The closely followed index increased 0.8 points from a revised 103.4 in the prior month, the Conference Board said Tuesday. The February reading was the lowest in three months.

Economists polled by The Wall Street Journal had forecast the index to register 100.7.

Consumer confidence tends to signal whether the economy is getting better or worse. The index remains well below the levels associated with a healthy economy, however.

Key details: Consumer confidence rose in March because Americans were slightly more optimistic about the future.

A confidence gauge that looks ahead six months rose to 73 in March from a six-month low of 70.4.

Constant readings below 80, however, often signal a recession within the next year, the board said. The expectations index has hovered below that level in every month except for one in the last 13 months.

So far the economy is still in expansion mode.

A measure that looks at how consumers feel about the economy right now slipped to 151.1 from a 11-month high of 153 in February.

The consumer-confidence survey puts a lot of weight on Americans’ view of the labor market. Many companies are still hiring and the unemployment rate is near a 54-year low.

Inflation expectations, meanwhile, are still high. Americans expecting prices to rise 6.3% in the next 12 months, the same as in February.

Expectations for inflation peaked at 7.9% last summer.

Big picture: The U.S. is grappling with high inflation and rising interest rates meant to get prices back under control.

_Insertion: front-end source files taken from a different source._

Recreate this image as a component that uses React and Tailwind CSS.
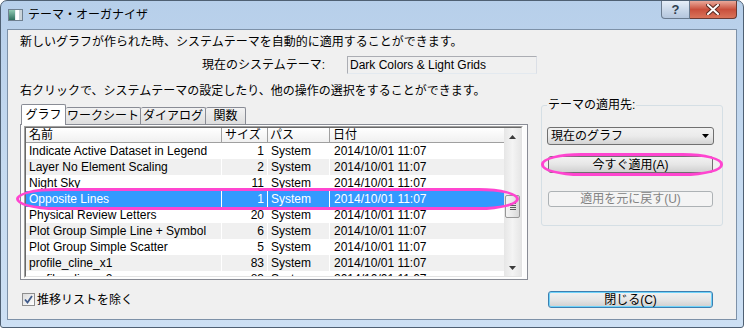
const rows = [
  ["Indicate Active Dataset in Legend", "1"],
  ["Layer No Element Scaling", "2"],
  ["Night Sky", "11"],
  ["Opposite Lines", "1"],
  ["Physical Review Letters", "20"],
  ["Plot Group Simple Line + Symbol", "6"],
  ["Plot Group Simple Scatter", "5"],
  ["profile_cline_x1", "83"],
  ["profile_cline_x2", "83"],
];

function TitleIcon() {
  return (
    <svg width="15" height="12" viewBox="0 0 15 12">
      <defs>
        <linearGradient id="ig" x1="0" y1="0" x2="0" y2="1">
          <stop offset="0" stopColor="#8fc9b2" />
          <stop offset="1" stopColor="#2f6f5e" />
        </linearGradient>
      </defs>
      <rect x="0.5" y="0.5" width="14" height="11" fill="#e9eef2" stroke="#6f8090" />
      <rect x="1" y="1" width="6" height="10" fill="url(#ig)" />
      <rect x="8" y="1" width="3" height="10" fill="#ffffff" />
      <rect x="11" y="1" width="3" height="10" fill="#c9d3da" />
    </svg>
  );
}

function CloseGlyph() {
  return (
    <svg width="14" height="11" viewBox="0 0 14 11">
      <path d="M2 1 L12 10 M12 1 L2 10" stroke="#5b2a22" strokeWidth="4" strokeLinecap="square" />
      <path d="M2 1 L12 10 M12 1 L2 10" stroke="#ffffff" strokeWidth="2" strokeLinecap="square" />
    </svg>
  );
}

export default function App() {
  return (
    <div className="relative h-[328px] w-[744px] bg-white font-['Liberation_Sans','Noto_Sans_CJK_JP',sans-serif] text-[12px] text-black">
      <div className="flex h-full w-full flex-col rounded-t-[7px] rounded-b-[3px] border border-[#4f6073] bg-gradient-to-b from-[#b7cfea] via-[#c5daf0] to-[#cde0f4]">
        {/* title bar */}
        <div className="flex h-[28px] shrink-0">
          <div className="ml-[7px] mt-[8px] h-[12px]">
            <TitleIcon />
          </div>
          <div className="ml-[5px] mt-[6px] leading-[16px] text-[12px]">テーマ・オーガナイザ</div>
          <div className="ml-auto mr-[6px] flex h-[18px] self-start">
            <div className="flex w-[29px] items-center justify-center rounded-bl-[4px] border border-t-0 border-[#6a7b8f] bg-gradient-to-b from-[#e6eef8] via-[#cbd9ea] to-[#b4c6dd] text-[13px] font-bold leading-none text-[#2f3d50]">
              ?
            </div>
            <div className="flex w-[47px] items-center justify-center rounded-br-[4px] border border-l-0 border-t-0 border-[#6a3a33] bg-gradient-to-b from-[#e9a89a] via-[#c94f3c] to-[#d9735a]">
              <CloseGlyph />
            </div>
          </div>
        </div>

        {/* client */}
        <div className="mx-[6px] mb-[7px] flex flex-1 flex-col border border-[#7d91a8] bg-[#f0f0f0]">
          <div className="ml-[12px] mt-[4px] h-[16px] leading-[16px]">
            新しいグラフが作られた時、システムテーマを自動的に適用することができます。
          </div>
          <div className="mt-[6px] flex h-[18px] items-center">
            <div className="w-[317px] text-right leading-[16px]">現在のシステムテーマ:</div>
            <div className="ml-[22px] flex h-[18px] w-[190px] items-center border border-[#abadb3] border-b-[#e3e9ef] border-r-[#dbdfe6] bg-[#f0f0f0] pl-[2px] leading-[14px]">
              Dark Colors &amp; Light Grids
            </div>
          </div>
          <div className="ml-[12px] mt-[9px] h-[16px] leading-[16px]">
            右クリックで、システムテーマの設定したり、他の操作の選択をすることができます。
          </div>

          {/* main row */}
          <div className="flex">
            {/* left: tabs */}
            <div className="ml-[12px] flex w-[508px] flex-col">
              <div className="mt-[5px] flex h-[20px] items-end pl-[1px]">
                <div className="relative z-10 -mb-px flex h-[21px] w-[45px] items-center justify-center rounded-t-[2px] border border-b-0 border-[#898c95] bg-white leading-[14px]">
                  グラフ
                </div>
                <div className="flex h-[17px] w-[75px] items-center justify-center rounded-t-[2px] border border-b-0 border-l-0 border-[#898c95] bg-gradient-to-b from-[#f3f3f3] to-[#dedede] leading-[14px]">
                  ワークシート
                </div>
                <div className="flex h-[17px] w-[65px] items-center justify-center rounded-t-[2px] border border-b-0 border-l-0 border-[#898c95] bg-gradient-to-b from-[#f3f3f3] to-[#dedede] leading-[14px]">
                  ダイアログ
                </div>
                <div className="flex h-[17px] w-[40px] items-center justify-center rounded-t-[2px] border border-b-0 border-l-0 border-[#898c95] bg-gradient-to-b from-[#f3f3f3] to-[#dedede] leading-[14px]">
                  関数
                </div>
              </div>
              <div className="h-[156px] border border-[#898c95] bg-[#fcfcfc] pl-[3px] pt-[1px]">
                <div className="h-[152px] w-[499px] border border-[#a0a0a0] border-b-[#ffffff] border-r-[#ffffff]">
                  <div className="flex h-full w-full overflow-hidden border border-[#696969] border-b-[#e3e3e3] border-r-[#e3e3e3] bg-white">
                    {/* columns */}
                    <div className="flex w-[478px] flex-col">
                      <div className="flex h-[15px] shrink-0 border-b border-[#a0a0a0] bg-gradient-to-b from-[#ffffff] to-[#f0f0f0] leading-[14px]">
                        <div className="w-[196px] border-r border-[#a0a0a0] pl-[3px]">名前</div>
                        <div className="w-[46px] border-r border-[#a0a0a0] pl-[3px]">サイズ</div>
                        <div className="w-[62px] border-r border-[#a0a0a0] pl-[2px]">パス</div>
                        <div className="flex-1 pl-[3px]">日付</div>
                      </div>
                      {rows.map(([name, size], i) => {
                        const sel = i === 3;
                        const bg = sel ? "bg-[#3399ff] text-white" : i % 2 === 1 ? "bg-[#f0f0f0]" : "bg-white";
                        return (
                          <div key={name} className={`flex h-[16px] shrink-0 leading-[16px] ${bg}`}>
                            <div className="w-[196px] whitespace-nowrap border-r border-white pl-[3px]">{name}</div>
                            <div className="w-[46px] border-r border-white pr-[3px] text-right">{size}</div>
                            <div className="w-[62px] border-r border-white pl-[3px]">System</div>
                            <div className="flex-1 pl-[4px]">2014/10/01 11:07</div>
                          </div>
                        );
                      })}
                    </div>
                    {/* scrollbar */}
                    <div className="flex w-[17px] flex-col bg-gradient-to-r from-[#e6e6e6] via-[#f4f4f4] to-[#e6e6e6]">
                      <div className="flex h-[17px] shrink-0 items-center justify-center">
                        <svg width="7" height="4" viewBox="0 0 7 4"><path d="M0 4 L3.5 0 L7 4 Z" fill="#3c3c3c" /></svg>
                      </div>
                      <div className="flex-1">
                        <div className="mx-px mt-[50px] flex h-[23px] flex-col items-center justify-center gap-[1px] rounded-[2px] border border-[#979797] bg-gradient-to-r from-[#f4f4f4] via-[#e9e9e9] to-[#d8d8d8]">
                          <div className="h-px w-[6px] bg-[#5d5d5d]" />
                          <div className="h-px w-[6px] bg-[#5d5d5d]" />
                          <div className="h-px w-[6px] bg-[#5d5d5d]" />
                          <div className="h-px w-[6px] bg-[#5d5d5d]" />
                        </div>
                      </div>
                      <div className="flex h-[17px] shrink-0 items-center justify-center">
                        <svg width="7" height="4" viewBox="0 0 7 4"><path d="M0 0 L7 0 L3.5 4 Z" fill="#3c3c3c" /></svg>
                      </div>
                    </div>
                  </div>
                </div>
              </div>
            </div>

            {/* right: group box */}
            <fieldset className="ml-[13px] w-[182px] self-start rounded-[3px] border border-[#d5dfe5] px-[5px] pb-[18px]">
              <legend className="px-[1px] leading-[12px]">テーマの適用先:</legend>
              <div className="mt-[16px] flex h-[18px] w-[167px] items-center justify-between rounded-[3px] border border-[#707070] bg-gradient-to-b from-[#f2f2f2] via-[#ebebeb] to-[#d4d4d4] pl-[3px] pr-[4px] leading-[14px]">
                <span>現在のグラフ</span>
                <svg width="7" height="4" viewBox="0 0 7 4"><path d="M0 0 L7 0 L3.5 4 Z" fill="#000" /></svg>
              </div>
              <div className="ml-[1px] mt-[11px] flex h-[17px] w-[165px] items-center justify-center rounded-[3px] border border-[#707070] bg-gradient-to-b from-[#f2f2f2] via-[#e6e6e6] to-[#d0d0d0] leading-[14px]">
                今すぐ適用(A)
              </div>
              <div className="ml-[1px] mt-[18px] flex h-[16px] w-[165px] items-center justify-center rounded-[3px] border border-[#adb2b5] bg-[#f4f4f4] leading-[14px] text-[#838383]">
                適用を元に戻す(U)
              </div>
            </fieldset>
          </div>

          {/* bottom row */}
          <div className="mt-[11px] flex h-[17px] items-center">
            <div className="ml-[14px] flex h-[13px] w-[13px] items-center justify-center border border-[#8f8f8f] bg-gradient-to-br from-[#dcdcdc] to-[#ffffff]">
              <svg width="9" height="9" viewBox="0 0 9 9">
                <path d="M1 4.5 L3.5 7.5 L8 1" fill="none" stroke="#3f5a8a" strokeWidth="1.8" />
              </svg>
            </div>
            <div className="ml-[2px] leading-[14px]">推移リストを除く</div>
            <div className="ml-auto mr-[23px] flex h-[17px] w-[165px] items-center justify-center rounded-[3px] border border-[#3c7fb1] bg-gradient-to-b from-[#f2f2f2] via-[#e6e6e6] to-[#cfcfcf] leading-[14px] shadow-[inset_0_0_0_1px_#6fd3fa]">
              閉じる(C)
            </div>
          </div>
        </div>
      </div>

      {/* annotation ellipses */}
      <div className="absolute left-[16px] top-[188px] h-[22px] w-[503px] rounded-[40px/11px] border-[3px] border-[#ff45d0]" />
      <div className="absolute left-[541px] top-[153px] h-[23px] w-[182px] rounded-[40px/11px] border-[3px] border-[#ff45d0]" />
    </div>
  );
}
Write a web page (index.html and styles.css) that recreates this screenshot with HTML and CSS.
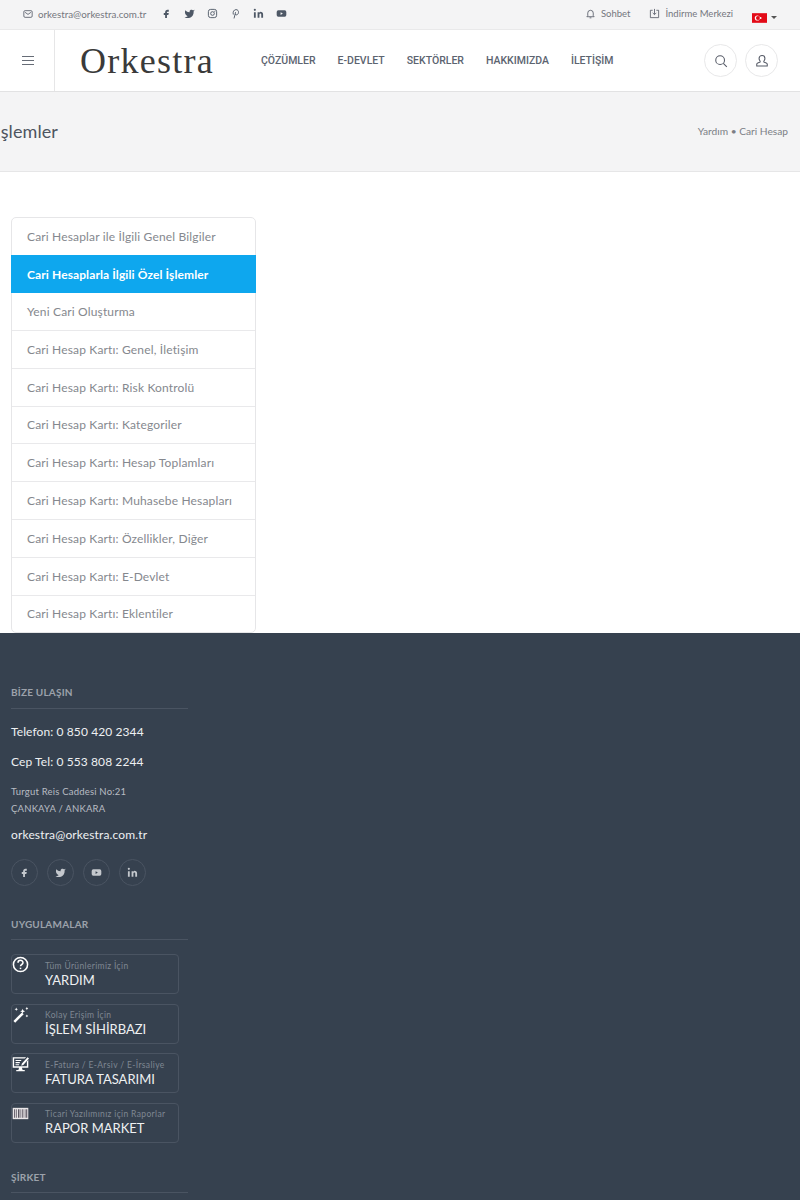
FILE: index.html
```html
<!DOCTYPE html>
<html lang="tr">

<head>
    <meta charset="UTF-8">
    <meta name="viewport" content="width=device-width, initial-scale=1.0">
    <title>Cari Hesaplarla İlgili Özel İşlemler</title>
    <link rel="stylesheet" href="styles.css">
</head>

<body>
    <svg class="defs" width="0" height="0">
        <symbol id="i-fb" viewBox="0 0 24 24"><path fill="currentColor" d="M14 8h3V4h-3c-2.8 0-5 2.2-5 5v2H6v4h3v7h4v-7h3l1-4h-4V9c0-.6.4-1 1-1z"/></symbol>
        <symbol id="i-tw" viewBox="0 0 24 24"><path fill="currentColor" d="M23 4a10.9 10.9 0 0 1-3 1.2 4.5 4.5 0 0 0-7.9 3v1A10.7 10.7 0 0 1 3 5s-4 9 5 13a11.6 11.6 0 0 1-7 2c9 5 20 0 20-11.5 0-.3 0-.6-.1-.8A7.7 7.7 0 0 0 23 4z"/></symbol>
        <symbol id="i-ig" viewBox="0 0 24 24"><g fill="none" stroke="currentColor" stroke-width="2"><rect x="3" y="3" width="18" height="18" rx="5"/><circle cx="12" cy="12" r="4"/></g><circle cx="17" cy="7" r="1.2" fill="currentColor"/></symbol>
        <symbol id="i-pin" viewBox="0 0 24 24"><path fill="none" stroke="currentColor" stroke-width="2" stroke-linecap="round" d="M9 22l3-12M7 13.500C5.500 9 8.500 3.500 13 3.500c4 0 6 3 5.500 6.500-.5 4-4 6.500-6.500 4.500"/></symbol>
        <symbol id="i-in" viewBox="0 0 24 24"><path fill="currentColor" d="M16 8a6 6 0 0 1 6 6v7h-4v-7a2 2 0 0 0-4 0v7h-4V9h4v1.500A5 5 0 0 1 16 8zM2 9h4v12H2z"/><circle cx="4" cy="4" r="2.300" fill="currentColor"/></symbol>
        <symbol id="i-yt" viewBox="0 0 24 24"><path fill="currentColor" fill-rule="evenodd" d="M5 5h14a3.500 3.500 0 0 1 3.500 3.500v7A3.500 3.500 0 0 1 19 19H5a3.500 3.500 0 0 1-3.500-3.500v-7A3.500 3.500 0 0 1 5 5zm5 4v6l5-3z"/></symbol>
    </svg>

    <div class="topbar">
        <div class="top-left">
            <span class="top-mail">
                <svg class="ico-mail" viewBox="0 0 24 24" fill="none" stroke="currentColor" stroke-width="2"><rect x="2" y="4" width="20" height="16" rx="3"/><path d="M5 8l7 5 7-5"/></svg>
                orkestra@orkestra.com.tr
            </span>
            <div class="top-social">
                <svg><use href="#i-fb"/></svg>
                <svg><use href="#i-tw"/></svg>
                <svg><use href="#i-ig"/></svg>
                <svg><use href="#i-pin"/></svg>
                <svg><use href="#i-in"/></svg>
                <svg><use href="#i-yt"/></svg>
            </div>
        </div>
        <div class="top-right">
            <span class="top-link">
                <svg viewBox="0 0 24 24" fill="none" stroke="currentColor" stroke-width="1.800"><path d="M6 17V11a6 6 0 0 1 12 0v6l2 2H4zM10 21.500h4"/></svg>
                Sohbet
            </span>
            <span class="top-link">
                <svg viewBox="0 0 24 24" fill="none" stroke="currentColor" stroke-width="1.800"><path d="M8 5H3v16h18V5h-5M12 2v12M8 10.500l4 4 4-4"/></svg>
                İndirme Merkezi
            </span>
            <span class="lang">
                <svg class="flag" viewBox="0 0 14 9"><rect width="14" height="9" fill="#e30a17"/><circle cx="5" cy="4.500" r="2.400" fill="#fff"/><circle cx="5.600" cy="4.500" r="1.900" fill="#e30a17"/><circle cx="8" cy="4.500" r="0.900" fill="#fff"/></svg>
                <span class="caret"></span>
            </span>
        </div>
    </div>

    <header class="header">
        <div class="burger">
            <span></span><span></span><span></span>
        </div>
        <a class="logo">Orkestra</a>
        <nav class="nav">
            <a>ÇÖZÜMLER</a>
            <a>E-DEVLET</a>
            <a>SEKTÖRLER</a>
            <a>HAKKIMIZDA</a>
            <a>İLETİŞİM</a>
        </nav>
        <div class="head-btns">
            <span class="round-btn">
                <svg viewBox="0 0 24 24" fill="none" stroke="currentColor" stroke-width="1.800"><circle cx="10.500" cy="10.500" r="7.500"/><path d="M16 16l6 6"/></svg>
            </span>
            <span class="round-btn">
                <svg viewBox="0 0 24 24" fill="none" stroke="currentColor" stroke-width="1.800"><path d="M12 2.500a5 5 0 0 1 5 5c0 3-2 4-2 6 0 1 5 1.500 6 3.500v3.500H3V17c1-2 6-2.500 6-3.500 0-2-2-3-2-6a5 5 0 0 1 5-5z"/></svg>
            </span>
        </div>
    </header>

    <div class="page-title">
        <div class="title-clip"><h1>Cari Hesaplarla İlgili Özel İşlemler</h1></div>
        <div class="crumbs">Yardım • Cari Hesap</div>
    </div>

    <main class="content">
        <ul class="side-list">
            <li>Cari Hesaplar ile İlgili Genel Bilgiler</li>
            <li class="active">Cari Hesaplarla İlgili Özel İşlemler</li>
            <li>Yeni Cari Oluşturma</li>
            <li>Cari Hesap Kartı: Genel, İletişim</li>
            <li>Cari Hesap Kartı: Risk Kontrolü</li>
            <li>Cari Hesap Kartı: Kategoriler</li>
            <li>Cari Hesap Kartı: Hesap Toplamları</li>
            <li>Cari Hesap Kartı: Muhasebe Hesapları</li>
            <li>Cari Hesap Kartı: Özellikler, Diğer</li>
            <li>Cari Hesap Kartı: E-Devlet</li>
            <li>Cari Hesap Kartı: Eklentiler</li>
        </ul>
    </main>

    <footer class="footer">
        <h4>BİZE ULAŞIN</h4>
        <p class="phone">Telefon: 0 850 420 2344</p>
        <p class="phone">Cep Tel: 0 553 808 2244</p>
        <p class="address">Turgut Reis Caddesi No:21<br>ÇANKAYA / ANKARA</p>
        <p class="mail">orkestra@orkestra.com.tr</p>
        <div class="foot-social">
            <span><svg><use href="#i-fb"/></svg></span>
            <span><svg><use href="#i-tw"/></svg></span>
            <span><svg><use href="#i-yt"/></svg></span>
            <span><svg><use href="#i-in"/></svg></span>
        </div>

        <h4 class="apps-head">UYGULAMALAR</h4>
        <div class="app-card">
            <svg class="app-ico" viewBox="0 0 24 24" fill="none" stroke="#fff" stroke-width="2.200"><circle cx="12" cy="12" r="10"/><path d="M8.500 9.500a3.500 3.500 0 0 1 7 0c0 2.500-3.500 2.500-3.500 5"/><path d="M12 16.500v2"/></svg>
            <small>Tüm Ürünlerimiz İçin</small>
            <strong>YARDIM</strong>
        </div>
        <div class="app-card">
            <svg class="app-ico" viewBox="0 0 24 24" fill="#fff"><path d="M2 21l12-12 2.500 2.500-12 12z"/><path d="M15 4l1 2.500 2.500 1-2.500 1-1 2.500-1-2.500-2.500-1 2.500-1zM6 2l.7 1.800 1.800.7-1.800.7L6 7l-.7-1.800-1.800-.7 1.800-.7zM21 1l.7 1.800 1.300.7-1.300.7L21 6l-.7-1.800-1.300-.7 1.300-.7zM21 12l.7 1.300 1.300.7-1.300.7-.7 1.300-.7-1.300-1.300-.7 1.300-.7z"/></svg>
            <small>Kolay Erişim İçin</small>
            <strong>İŞLEM SİHİRBAZI</strong>
        </div>
        <div class="app-card">
            <svg class="app-ico" viewBox="0 0 24 24"><path fill="#fff" fill-rule="evenodd" d="M1 3h19l-2 2H3v11h18V9l2-2v11H14l1 3h3v2H6v-2h3l1-3H1z"/><path fill="#fff" d="M5 7h8v1.500H5zM5 10h6v1.500H5zM5 13h5v1.500H5zM14 12l8-9 2 2-8 9-3 1z"/></svg>
            <small>E-Fatura / E-Arsiv / E-İrsaliye</small>
            <strong>FATURA TASARIMI</strong>
        </div>
        <div class="app-card">
            <svg class="app-ico" viewBox="0 0 24 24"><rect x="1" y="4" width="22" height="16" fill="#e9e6e8"/><path fill="#5a5560" d="M3 6h1.500v12H3zM6 6h1v12H6zM8.500 6h2v12h-2zM12 6h1v12h-1zM14.500 6h1.500v12h-1.500zM18 6h1v12h-1zM20 6h1.500v12H20z"/></svg>
            <small>Ticari Yazılımınız için Raporlar</small>
            <strong>RAPOR MARKET</strong>
        </div>

        <h4 class="company-head">ŞİRKET</h4>
    </footer>
</body>

</html>
```
FILE: styles.css
```css
* {
    box-sizing: border-box;
    margin: 0;
    padding: 0;
}

html,
body {
    height: 1200px;
    overflow: hidden;
}

body {
    background-color: #fff;
    font-family: "Lato", "Noto Sans", sans-serif;
    color: #74777e;
}

.defs {
    display: block;
}

/* top strip */
.topbar {
    display: flex;
    justify-content: space-between;
    align-items: center;
    height: 30px;
    padding: 0 23px 2px;
    background-color: #f4f4f5;
    border-bottom: 1px solid #e9e9ea;
    font-size: 9.800px;
}

.top-left,
.top-right {
    display: flex;
    align-items: center;
}

.top-mail {
    display: flex;
    align-items: center;
    gap: 5px;
}

.ico-mail {
    width: 10px;
    height: 10px;
    color: #555a66;
}

.top-social {
    display: flex;
    gap: 12px;
    margin-left: 15px;
    color: #4e5866;
}

.top-social svg {
    width: 11px;
    height: 11px;
}

.top-link {
    display: flex;
    align-items: center;
    gap: 5px;
    margin-right: 19px;
    font-size: 9.500px;
}

.top-link svg {
    width: 11px;
    height: 11px;
    color: #555a66;
}

.lang {
    display: flex;
    align-items: center;
    gap: 4px;
    margin-top: 4px;
    margin-bottom: -4px;
}

.flag {
    width: 15px;
    height: 10px;
}

.caret {
    border: 3px solid transparent;
    border-top-color: #555;
    border-bottom: 0;
}

/* main header */
.header {
    display: flex;
    align-items: center;
    height: 62px;
    background-color: #fff;
    border-bottom: 1px solid #e2e2e3;
}

.burger {
    display: flex;
    flex-direction: column;
    justify-content: center;
    gap: 3px;
    width: 55px;
    height: 100%;
    padding-left: 22px;
    padding-right: 20px;
    border-right: 1px solid #e6e6e7;
}

.burger span {
    height: 1px;
    background-color: #666c76;
}

.logo {
    width: 133px;
    margin-left: 25px;
    font-family: "Liberation Serif", serif;
    font-size: 36px;
    line-height: 1;
    letter-spacing: 1.250px;
    color: #3a3a3a;
    white-space: nowrap;
}

.nav {
    display: flex;
    gap: 22px;
    margin-left: 48px;
    font-family: "Roboto", sans-serif;
    font-size: 10.500px;
    font-weight: 500;
    color: #5c6470;
}

.head-btns {
    display: flex;
    gap: 8px;
    margin-left: auto;
    margin-right: 22px;
}

.round-btn {
    display: flex;
    align-items: center;
    justify-content: center;
    width: 33px;
    height: 33px;
    border: 1px solid #e8e8e9;
    border-radius: 50%;
    color: #555a66;
}

.round-btn svg {
    width: 14px;
    height: 14px;
}

/* page title */
.page-title {
    display: flex;
    justify-content: space-between;
    align-items: center;
    height: 80px;
    padding-right: 12px;
    padding-bottom: 1px;
    background-color: #f4f4f5;
    border-bottom: 1px solid #e6e6e7;
}

.title-clip {
    display: flex;
    justify-content: flex-end;
    width: 58px;
    white-space: nowrap;
}

.title-clip h1 {
    flex-shrink: 0;
    font-size: 18px;
    font-weight: 400;
    letter-spacing: 0.1px;
    color: #4e5560;
}

.crumbs {
    font-size: 10.200px;
    color: #7c7f86;
}

/* side list */
.content {
    height: 461px;
    padding: 45px 0 0 11px;
}

.side-list {
    width: 245px;
    height: 416px;
    list-style: none;
    background-color: #fff;
    border: 1px solid #e6e6e8;
    border-radius: 5px;
    font-size: 12px;
    letter-spacing: 0.16px;
}

.side-list li {
    display: flex;
    align-items: center;
    height: 37.800px;
    padding-left: 15px;
    border-top: 1px solid #e9e9eb;
    color: #85888e;
}

.side-list li:first-child {
    height: 37px;
    border-top: 0;
}

.side-list .active {
    height: 38px;
    margin: 0 -1px;
    padding-left: 16px;
    background-color: #0ea7ee;
    border-top: 0;
    font-weight: 700;
    letter-spacing: 0.1px;
    color: #fff;
}

.side-list .active + li {
    height: 37px;
    border-top: 0;
}

/* footer */
.footer {
    height: 567px;
    padding: 53px 0 0 11px;
    background-color: #36414f;
    color: #fff;
}

.footer h4 {
    width: 177px;
    height: 23px;
    border-bottom: 1px solid #4a5462;
    font-size: 10px;
    font-weight: 700;
    letter-spacing: 0.2px;
    color: #9ca2ab;
}

.phone {
    margin-top: 16px;
    font-size: 12px;
    line-height: 13px;
    letter-spacing: 0.1px;
    color: #eef0f2;
}

.phone + .phone {
    margin-top: 17px;
}

.address {
    margin-top: 15px;
    font-size: 9.500px;
    line-height: 17px;
    letter-spacing: 0.2px;
    color: #b8bcc3;
}

.mail {
    margin-top: 11px;
    font-size: 12px;
    line-height: 14px;
    letter-spacing: 0.15px;
    color: #eef0f2;
}

.foot-social {
    display: flex;
    gap: 9px;
    margin-top: 17px;
}

.foot-social span {
    display: flex;
    align-items: center;
    justify-content: center;
    width: 27px;
    height: 27px;
    border: 1px solid #4a5462;
    border-radius: 50%;
    color: #c4c8cd;
}

.foot-social svg {
    width: 11px;
    height: 11px;
}

.footer .apps-head {
    height: 22px;
    margin-top: 32px;
    margin-bottom: 14px;
}

.app-card {
    position: relative;
    display: flex;
    flex-direction: column;
    justify-content: center;
    width: 168px;
    height: 40px;
    margin-bottom: 9.500px;
    padding-left: 33px;
    border: 1px solid #4a5462;
    border-radius: 4px;
}

.app-card small {
    font-size: 8.500px;
    line-height: 11px;
    letter-spacing: 0.35px;
    color: #7f8792;
    white-space: nowrap;
}

.app-card strong {
    font-size: 13px;
    font-weight: 400;
    line-height: 16px;
    color: #eef0f2;
}

/* icon sticks over the card's top corner */
.app-ico {
    position: absolute;
    left: 0;
    top: 1px;
    width: 17px;
    height: 17px;
}

.footer .company-head {
    height: 22px;
    margin-top: 28px;
}
```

Both are adding stress to the economy and it could possibly even trigger a recession later in the year.

Yet the Federal Reserve has also indicated it is close to the end of a series of rate hikes, possibly giving the economy a reprieve.

Looking ahead: “While consumers feel a bit more confident about what’s ahead, they are slightly less optimistic about the current landscape,” said Ataman Ozyildirim, senior director of economics at the board.